Study organization and timeline

Oslo University Hospital, Oslo, Norway, is the study sponsor. We have established 3 study centers in Norway (Oslo University Hospital, Stavanger University Hospital, St Olav University Hospital Trondheim) and two in Denmark Denmark (Rigshospitalet Copenhagen and Vejle University Hospital). The study opened in 2017, expanded to more sites in 2018 and has included 48 patients as of March 2020. We estimate a need to recruit 85 patients, to obtain the required 75 evaluable patients per protocol.

Comments on study design and objectives

In the ALICE study, and a parallel trial in hormone receptor positive breast cancer (ICON; NCT03409198), we have chosen a randomized phase IIb design, with a limited number of patients. Historic controls are heterogeneous and of limited value. The key issue is that neither the effect nor the toxicity of adding a PD-L1 inhibitor to chemotherapy can be properly assessed in a one-armed study. On the other hand, a full-scale phase III trial, powered to show clinical efficacy with a p < 0.05, is not warranted, too resource demanding and ethically difficult, until a certain level of clinical data have been generated in TNBC.

The primary objective of the ALICE study is to assess the toxicity of atezolizumab as an add-on to chemotherapy, and provide leads on potential clinical efficacy against TNBC. Accordingly, the study was not powered to demonstrate a statistically significant (p < 0.05) clinical effect. If the study suggests acceptable toxicity and potential clinical benefit, a larger randomized study will be warranted.

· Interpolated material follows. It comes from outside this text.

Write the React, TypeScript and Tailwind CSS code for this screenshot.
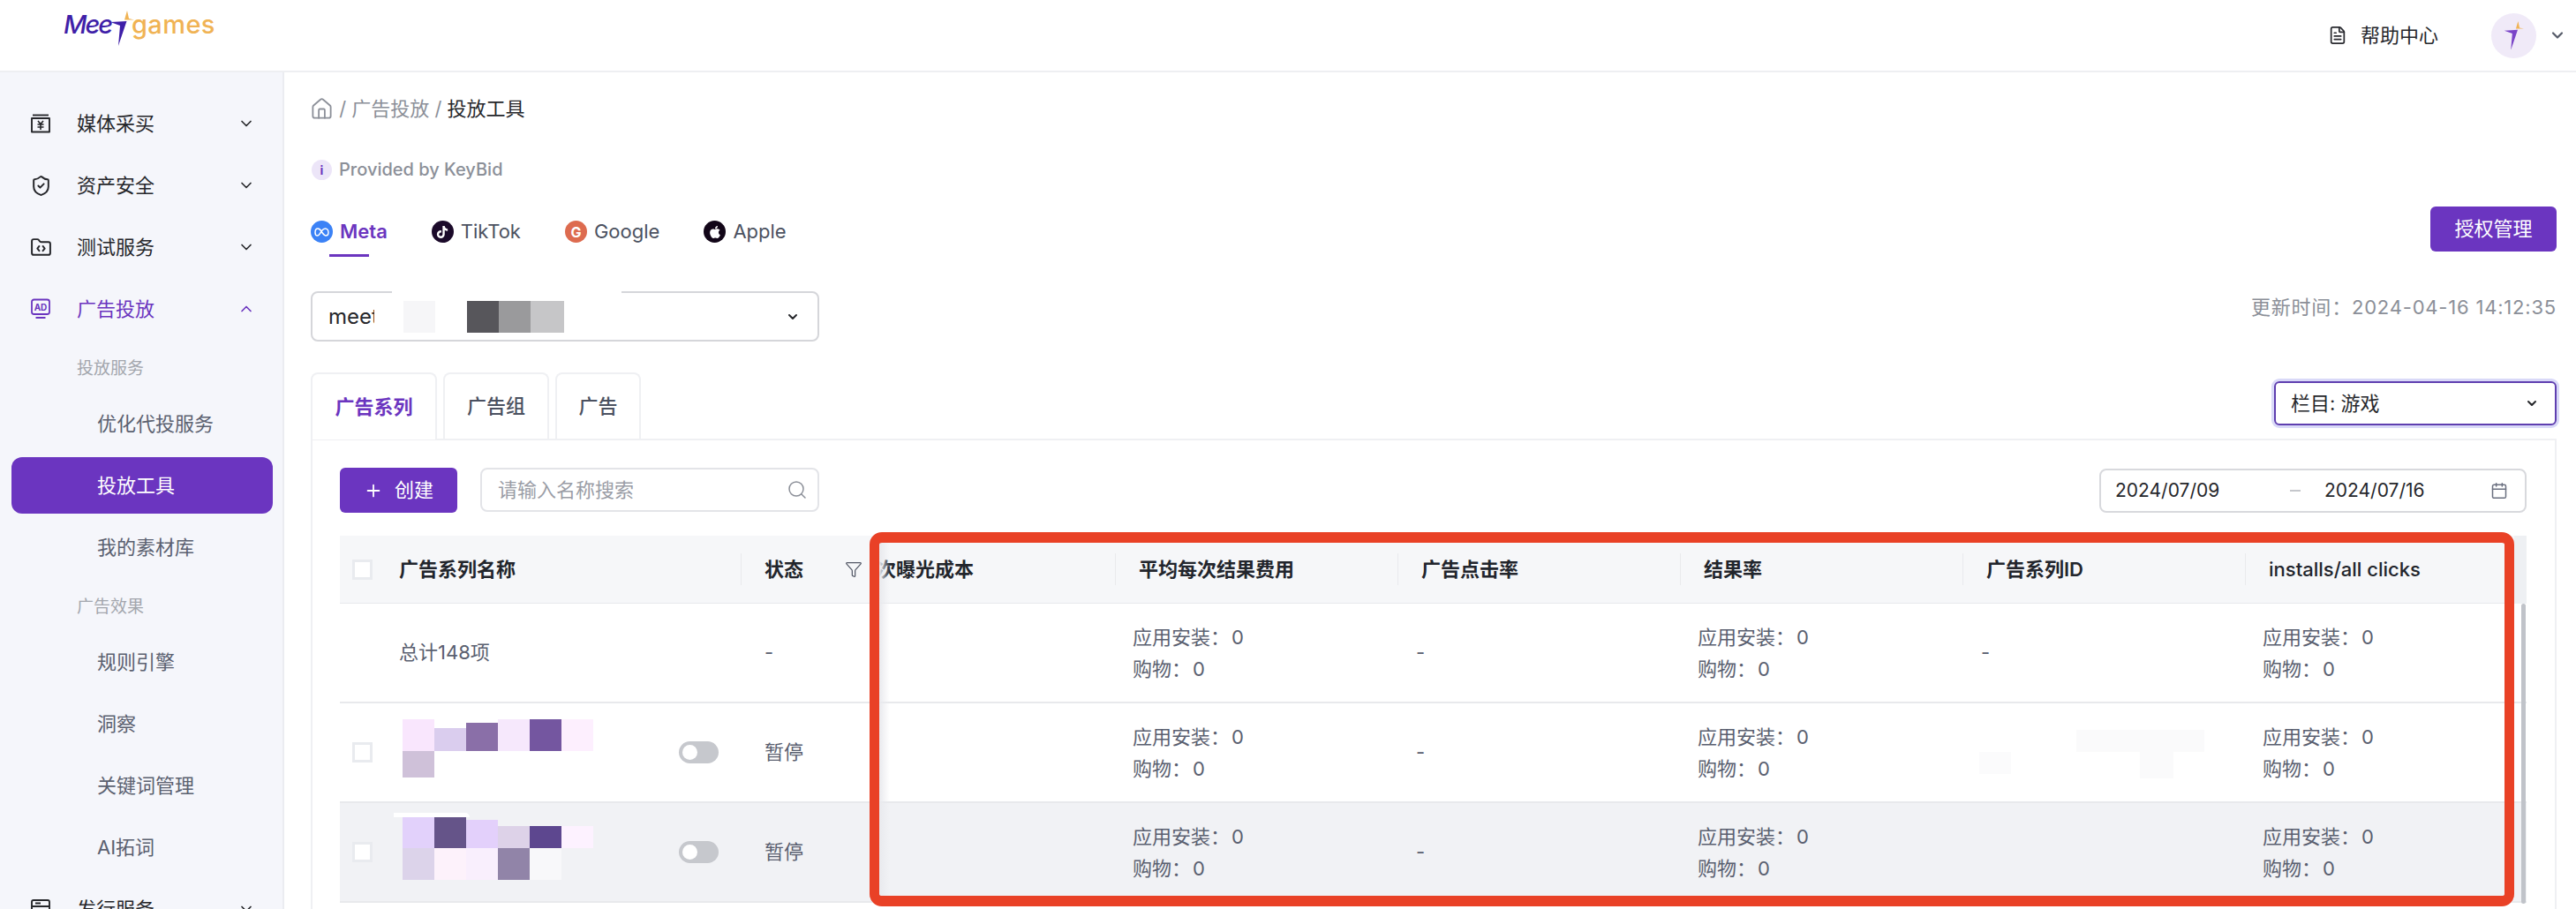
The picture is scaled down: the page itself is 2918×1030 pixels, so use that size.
import React from "react";
import {
  ChevronDown,
  ChevronUp,
  ShieldCheck,
  FolderCode,
  Home,
  Search,
  Plus,
  Funnel,
  Calendar,
  FileText,
} from "lucide-react";
import { FaApple, FaTiktok } from "react-icons/fa";

const YenBox = () => (
  <svg width="24" height="24" viewBox="0 0 24 24" fill="none" stroke="currentColor" strokeWidth="1.9">
    <path d="M2 6V21.5H22V6Z" strokeLinejoin="round" />
    <path d="M3 2.5H21" />
    <path d="M9 9l3 3.5 3-3.5M8.5 13h7M8.5 16h7M12 12.5V19" strokeWidth="1.6" />
  </svg>
);

const AdIcon = () => (
  <svg width="24" height="24" viewBox="0 0 24 24" fill="none" stroke="currentColor" strokeWidth="1.8">
    <rect x="2" y="1.5" width="20" height="16.5" rx="2.5" />
    <path d="M6.5 22H17.5" strokeWidth="2" />
    <text x="12" y="14" textAnchor="middle" fontSize="10" fontWeight="700" fill="currentColor" stroke="none" fontFamily="Inter, sans-serif">
      AD
    </text>
  </svg>
);

const ServerIcon = () => (
  <svg width="24" height="24" viewBox="0 0 24 24" fill="none" stroke="currentColor" strokeWidth="1.9">
    <rect x="2" y="2" width="20" height="20" rx="2" />
    <path d="M2 9H22M6 5.5H12" />
  </svg>
);

const Nav = ({ icon, label, open, active }: { icon: React.ReactNode; label: string; open?: boolean; active?: boolean }) => (
  <div className={`flex h-[64px] shrink-0 items-center pl-[34px] pr-[31px] text-[22px] ${active ? "text-[#6b35bf]" : "text-[#26272b]"}`}>
    <span className="flex w-[53px] shrink-0">{icon}</span>
    <span className="flex-1">{label}</span>
    {open ? <ChevronUp size={20} strokeWidth={2} /> : <ChevronDown size={20} strokeWidth={2} />}
  </div>
);

const Sub = ({ label, active }: { label: string; active?: boolean }) => (
  <div className={`ml-[13px] mr-[11px] flex h-[64px] shrink-0 items-center rounded-[12px] pl-[97px] text-[22px] ${active ? "bg-[#6b35c0] text-white" : "text-[#5b6170]"}`}>
    {label}
  </div>
);

const SectionLabel = ({ label }: { label: string }) => (
  <div className="flex h-[54px] shrink-0 items-start pl-[87px] pt-[16px] text-[19px] leading-[28px] text-[#a3a6ad]">{label}</div>
);

const Sidebar = () => (
  <aside className="flex h-full w-[322px] shrink-0 flex-col gap-[6px] overflow-hidden border-r-2 border-[#ebecf1] bg-[#f5f6fb] pt-[26px]">
    <Nav icon={<YenBox />} label="媒体采买" />
    <Nav icon={<ShieldCheck size={25} strokeWidth={1.9} />} label="资产安全" />
    <Nav icon={<FolderCode size={25} strokeWidth={1.9} />} label="测试服务" />
    <Nav icon={<AdIcon />} label="广告投放" open active />
    <SectionLabel label="投放服务" />
    <Sub label="优化代投服务" />
    <Sub label="投放工具" active />
    <Sub label="我的素材库" />
    <SectionLabel label="广告效果" />
    <Sub label="规则引擎" />
    <Sub label="洞察" />
    <Sub label="关键词管理" />
    <Sub label="AI拓词" />
    <Nav icon={<ServerIcon />} label="发行服务" />
  </aside>
);

const Star = ({ scale = 1, bar = "#3f1fa8" }: { scale?: number; bar?: string }) => (
  <svg width={28 * scale} height={40 * scale} viewBox="0 0 28 40">
    <path d="M1 13L19.500 12L10 40L12 17Z" fill={bar} />
    <path d="M20 0L22 9L28 10.500L17 10.500Z" fill="#f0b354" />
  </svg>
);

const TopBar = () => (
  <header className="flex h-[82px] shrink-0 items-start justify-between border-b-2 border-[#eeeff2] bg-white">
    <div className="ml-[72px] mt-[12px] flex items-start text-[29px] font-medium leading-[30px]">
      <span className="mt-[1px] w-[52px] italic tracking-[-2px] text-[#3f1fa8]">Mee</span>
      <Star />
      <span className="-ml-[3px] mt-[1px] tracking-[0.4px] text-[#f0b354]">games</span>
    </div>
    <div className="mr-[11px] flex h-full items-center">
      <FileText size={22} strokeWidth={1.9} className="text-[#2a2b30]" />
      <span className="ml-[15px] text-[22px] text-[#26272b]">帮助中心</span>
      <span className="ml-[60px] flex h-[51px] w-[51px] items-center justify-center rounded-full bg-[#f0eaf8]">
        <Star scale={0.82} bar="#7a45c8" />
      </span>
      <ChevronDown size={20} strokeWidth={2.6} className="ml-[14px] text-[#555a68]" />
    </div>
  </header>
);

const PlatformTab = ({ icon, label, active }: { icon: React.ReactNode; label: string; active?: boolean }) => (
  <div className="flex flex-col items-center">
    <div className="flex h-[25px] items-center gap-[8px]">
      {icon}
      <span className={`text-[22px] leading-[25px] ${active ? "font-semibold text-[#6b35bf]" : "text-[#4b5160]"}`}>{label}</span>
    </div>
    <span className={`mt-[13px] h-[3px] w-[45px] ${active ? "bg-[#6b35bf]" : ""}`} />
  </div>
);

const Circle = ({ className, children }: { className: string; children: React.ReactNode }) => (
  <span className={`flex h-[25px] w-[25px] items-center justify-center rounded-full text-white ${className}`}>{children}</span>
);

type Block = [string, number?];

const Blocks = ({ rows, arc }: { rows: [number, Block[]][]; arc?: boolean }) => (
  <div className="relative flex flex-col">
    {arc && <span className="absolute -left-[10px] -top-[4px] h-[5px] w-[86px] rounded-tr-full bg-white" />}
    {rows.map(([h, blocks], i) => (
      <div key={i} className="flex items-end" style={{ height: h }}>
        {blocks.map(([c, bh], j) => (
          <span key={j} className="block w-[36px]" style={{ height: bh ?? h, background: c }} />
        ))}
      </div>
    ))}
  </div>
);

const HeadCell = ({ label, medium, children }: { label: string; medium?: boolean; children?: React.ReactNode }) => (
  <div className="flex h-[76px] items-center bg-[#f6f7f9]">
    <span className="h-[36px] w-[1px] shrink-0 bg-[#e9eaed]" />
    <span className={`ml-[26px] whitespace-nowrap text-[22px] text-[#22252c] ${medium ? "font-medium" : "font-semibold"}`}>{label}</span>
    {children}
  </div>
);

const Metric = () => (
  <div className="flex h-full flex-col justify-center pl-[20px] text-[22px] leading-[36px] text-[#5a6070]">
    <span>
      应用安装：<span className="ml-[2px]">0</span>
    </span>
    <span>
      购物：<span className="ml-[2px]">0</span>
    </span>
  </div>
);

const Dash = () => <div className="flex h-full items-center pl-[21px] text-[22px] text-[#5a6070]">-</div>;

const Check = () => <span className="block h-[23px] w-[23px] shrink-0 border-[3px] border-[#e9ebef] bg-white" />;

const Toggle = () => (
  <span className="ml-auto mr-[25px] flex h-[25px] w-[45px] shrink-0 items-center rounded-full bg-[#c6c8cd] pl-[4px]">
    <span className="h-[17px] w-[17px] rounded-full bg-white" />
  </span>
);

const Status = () => <div className="flex h-full items-center pl-[27px] text-[22px] text-[#5a6070]">暂停</div>;

const Row = ({ rows, shade, blobs }: { rows: [number, Block[]][]; shade?: boolean; blobs?: boolean }) => {
  const bg = shade ? "bg-[#f1f2f5]" : "bg-white";
  return (
    <div className={`grid h-[113px] grid-cols-[454px_146px_278px_320px_320px_320px_320px_319px] border-b-2 border-[#e8e9ec] ${bg}`}>
      <div className="flex items-center pl-[14px]">
        <Check />
        <span className="ml-[34px] -mt-[9px]">
          <Blocks rows={rows} arc={shade} />
        </span>
        <Toggle />
      </div>
      <Status />
      <div />
      <Metric />
      <Dash />
      <Metric />
      <div className="relative">
        {blobs && (
          <>
            <span className="absolute left-[129px] top-[30px] h-[25px] w-[145px] bg-[#fafafb]" />
            <span className="absolute left-[201px] top-[55px] h-[30px] w-[38px] bg-[#fafafb]" />
            <span className="absolute left-[19px] top-[55px] h-[25px] w-[36px] bg-[#fbfbfc]" />
          </>
        )}
      </div>
      <Metric />
    </div>
  );
};

const Table = () => (
  <div className="relative mt-[26px] w-[2477px]">
    <div className="grid h-[77px] grid-cols-[454px_146px_278px_320px_320px_320px_320px_319px] border-b-2 border-[#e8e9ec]">
      <div className="flex h-[76px] items-center bg-[#f6f7f9] pl-[14px]">
        <Check />
        <span className="ml-[30px] text-[22px] font-semibold text-[#22252c]">广告系列名称</span>
      </div>
      <HeadCell label="状态">
        <Funnel size={20} strokeWidth={1.5} className="ml-[47px] text-[#555a68]" />
      </HeadCell>
      <div className="flex h-[76px] items-center bg-[#f6f7f9] pl-[8px] text-[22px] font-semibold text-[#22252c]">次曝光成本</div>
      <HeadCell label="平均每次结果费用" />
      <HeadCell label="广告点击率" />
      <HeadCell label="结果率" />
      <HeadCell label="广告系列ID" />
      <HeadCell label="installs/all clicks" medium />
    </div>

    <div className="grid h-[113px] grid-cols-[454px_146px_278px_320px_320px_320px_320px_319px] border-b-2 border-[#e8e9ec] bg-white">
      <div className="flex items-center pl-[67px] text-[22px] text-[#5a6070]">总计148项</div>
      <div className="flex items-center pl-[27px] text-[22px] text-[#5a6070]">-</div>
      <div />
      <Metric />
      <Dash />
      <Metric />
      <Dash />
      <Metric />
    </div>

    <Row
      blobs
      rows={[
        [36, [["#f9e6fd"], ["#dacdee", 26], ["#8a6fa8", 32], ["#f6e8fc"], ["#7456a0"], ["#fdeffe"]]],
        [30, [["#cfc1d9"]]],
      ]}
    />
    <Row
      shade
      rows={[
        [36, [["#e2d1fb"], ["#655489"], ["#e3d0fb", 32], ["#ddd2e8", 25], ["#5d478f", 25], ["#fdf2ff", 25]]],
        [36, [["#dcd3ea"], ["#fdf2fb"], ["#f9effd"], ["#9184a8"], ["#f8f8fa"]]],
      ]}
    />

    {/* scrollbar */}
    <span className="absolute right-[1px] top-[77px] h-[340px] w-[5px] rounded-full bg-[#c0c3c9]" />
    <span className="absolute right-0 top-0 h-[77px] w-[14px] bg-[#eef0f3]" />
    {/* scroll shadow beside the fixed columns */}
    <span className="absolute left-[611px] top-[8px] h-[412px] w-[12px] bg-gradient-to-r from-[#e9eaee] to-transparent" />
    {/* annotation */}
    <div className="pointer-events-none absolute -top-[4px] left-[600px] right-[14px] h-[424px] rounded-[14px] border-x-[11px] border-y-[12px] border-[#e94126]" />
  </div>
);

export default function App() {
  return (
    <div className="flex h-[1030px] w-[2918px] flex-col overflow-hidden bg-white font-[Inter,'Noto_Sans_CJK_SC',sans-serif]">
      <TopBar />
      <div className="flex min-h-0 flex-1">
        <Sidebar />
        <main className="flex min-w-0 flex-1 flex-col pl-[30px] pr-[22px]">
          <div className="mt-[27px] flex h-[28px] items-center text-[22px] text-[#8b8f98]">
            <Home size={27} strokeWidth={1.6} className="-ml-[1px]" />
            <span>&nbsp;/&nbsp;广告投放&nbsp;/&nbsp;</span>
            <span className="text-[#26272b]">投放工具</span>
          </div>

          <div className="mt-[41px] flex h-[28px] items-center text-[20px] font-medium text-[#8b8f98]">
            <span className="ml-[1px] flex h-[23px] w-[23px] items-center justify-center rounded-full bg-[#ece5f8] text-[14px] font-bold text-[#6b35bf]">i</span>
            <span className="ml-[8px]">Provided by KeyBid</span>
          </div>

          <div className="mt-[28px] flex h-[51px] items-start justify-between">
            <div className="flex gap-[50px] pt-[16px]">
              <PlatformTab
                active
                label="Meta"
                icon={
                  <Circle className="bg-[#3b82f6]">
                    <svg width="17" height="10" viewBox="0 0 17 10" fill="none" stroke="white" strokeWidth="1.5">
                      <path d="M8.5 5C7 2 5.5 1 4 1 2 1 1 3 1 5.5S2 9 3.5 9C5.500 9 7 6 8.500 3.500 10 1.500 11 1 12.500 1 14.500 1 16 3 16 5.500S14.500 9 13 9C11.500 9 10 7 8.500 5Z" />
                    </svg>
                  </Circle>
                }
              />
              <PlatformTab
                label="TikTok"
                icon={
                  <Circle className="bg-[#1b0a2a]">
                    <FaTiktok size={14} />
                  </Circle>
                }
              />
              <PlatformTab
                label="Google"
                icon={
                  <Circle className="bg-[#dd6b4f] text-[16px] font-bold">
                    <span className="leading-none">G</span>
                  </Circle>
                }
              />
              <PlatformTab
                label="Apple"
                icon={
                  <Circle className="bg-[#120618]">
                    <FaApple size={16} />
                  </Circle>
                }
              />
            </div>
            <button className="h-[51px] w-[143px] rounded-[6px] bg-[#6b35c0] text-[22px] text-white">授权管理</button>
          </div>

          <div className="mt-[45px] flex h-[57px] items-start justify-between">
            <div className="relative flex h-[57px] w-[576px] items-center rounded-[8px] border-2 border-[#d5d6da] bg-white pl-[18px] pr-[20px]">
              <span className="w-[52px] overflow-hidden text-[24px] text-[#26272b]">meet</span>
              <span className="ml-[33px] h-[36px] w-[36px] bg-[#f6f6f8]" />
              <span className="ml-[36px] h-[36px] w-[36px] bg-[#57565b]" />
              <span className="h-[36px] w-[36px] bg-[#9a9a9c]" />
              <span className="h-[36px] w-[38px] bg-[#c6c6c8]" />
              <ChevronDown size={16} strokeWidth={3} className="ml-auto text-[#26272b]" />
              <span className="absolute -top-[2px] left-[90px] h-[3px] w-[260px] bg-white" />
            </div>
            <span className="mt-[3px] text-[22px] leading-[30px] tracking-[0.8px] text-[#8b8f98]">更新时间：2024-04-16 14:12:35</span>
          </div>

          <div className="mt-[35px] flex h-[75px] items-start justify-between">
            <div className="flex h-[76px] gap-[7px]">
              <div className="relative z-10 flex w-[143px] items-center justify-center rounded-t-[8px] border-2 border-b-0 border-[#eff0f3] bg-white text-[22px] font-semibold text-[#6b35bf]">
                广告系列
              </div>
              <div className="flex h-[75px] w-[120px] items-center justify-center rounded-t-[8px] border-2 border-b-0 border-[#eff0f3] text-[22px] font-medium text-[#4b5160]">
                广告组
              </div>
              <div className="flex h-[75px] w-[97px] items-center justify-center rounded-t-[8px] border-2 border-b-0 border-[#eff0f3] text-[22px] font-medium text-[#4b5160]">
                广告
              </div>
            </div>
            <div className="mt-[10px] flex h-[50px] w-[320px] items-center justify-between rounded-[6px] border-2 border-[#5f3fb0] pl-[17px] pr-[18px] text-[22px] text-[#26272b] shadow-[0_0_0_3px_#d9d9f8]">
              <span>栏目: 游戏</span>
              <ChevronDown size={16} strokeWidth={3} />
            </div>
          </div>

          <section className="flex-1 border-2 border-b-0 border-[#eff0f3] pl-[31px] pt-[31px]">
            <div className="flex h-[51px] w-[2477px] items-start justify-between">
              <div className="flex items-start gap-[26px]">
                <button className="flex h-[51px] w-[133px] items-center justify-center gap-[13px] rounded-[6px] bg-[#6b35c0] text-[22px] text-white">
                  <Plus size={22} strokeWidth={2} />
                  创建
                </button>
                <div className="flex h-[50px] w-[384px] items-center justify-between rounded-[8px] border-2 border-[#e3e4e8] pl-[18px] pr-[11px] text-[22px] text-[#9a9da6]">
                  <span>请输入名称搜索</span>
                  <Search size={24} strokeWidth={1.5} className="text-[#8b8f98]" />
                </div>
              </div>
              <div className="mt-[1px] flex h-[50px] w-[484px] items-center rounded-[8px] border-2 border-[#d8d9dd] pl-[16px] pr-[19px] text-[21px] text-[#26272b]">
                <span className="w-[198px]">2024/07/09</span>
                <span className="h-[2px] w-[12px] bg-[#c5c7cc]" />
                <span className="ml-[27px]">2024/07/16</span>
                <Calendar size={20} strokeWidth={1.8} className="ml-auto text-[#6b7080]" />
              </div>
            </div>
            <Table />
          </section>
        </main>
      </div>
    </div>
  );
}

Contrary to many phase II trials, the study includes a comprehensive assessment of quality of life (QoL). It is well known that the doctor´s perception and grading of side effects does not always correspond to the patient´s well-being. Further, the clinical efficacy in the palliative setting is certainly dependent on the effect on symptoms, not only survival time or objective tumour response. We aim to capture these aspects by use of a vailidated general form (EORTC QLQ-C15-PAL), tailored for metastatic patients, as well as specific read-outs for two key symptoms-fatigue and pain. The latter two symptoms were selected because they are considered to be important in this patient group.

Another key objective in ALICE is to assess the changes in the immunological milieu after study therapy. We will evaluate if immune activation is induced in the tumour by analysing repeated biopsies. Further, we will assess the effect of the study therapy at systemic level, by analyses of peripheral mononuclear blood cell, plasma and serum. Each of the study arms will be analysed separately, and compared.

The biomarker analyses represent another important objective in the study. These analyses, and other translational projects included in ALICE, may inform the selection of patient subgroups for later studies, identify strategies for improved therapy and allow for more personalized approaches. We aim to investigate mechanisms of effect and resistance, and assess the dynamic changes and tumor-immune co-evolution induced by the therapy. To this aim, consecutive biopsies, PBMCs and other samples are obtained.

Among the key challenges facing the field, is the question of which chemotherapy should be added to PD-L1/PD-1 blockers, and how the chemotherapy dosage should be tailored. In theALICE trial, we have in part based the choice of chemotherapy on current knowledge about immunogenic cell death and other effects of chemotherapy. Importantly, most of this knowledge is derived from preclinical models. There is sparse evidence from patients regarding the hypothesized beneficial effects of anthracyclines (immunogenic cell death) and low-dose cyclophosphamide (counter Tregs/MDSCs). A critical evaluation of these hypotheses, as included in the ALICE study, is required to inform the choice and dosing of chemotherapy for combination with checkpoint inhibitors in TNBC. The findings from ALICE may also be relevant to other cancer forms.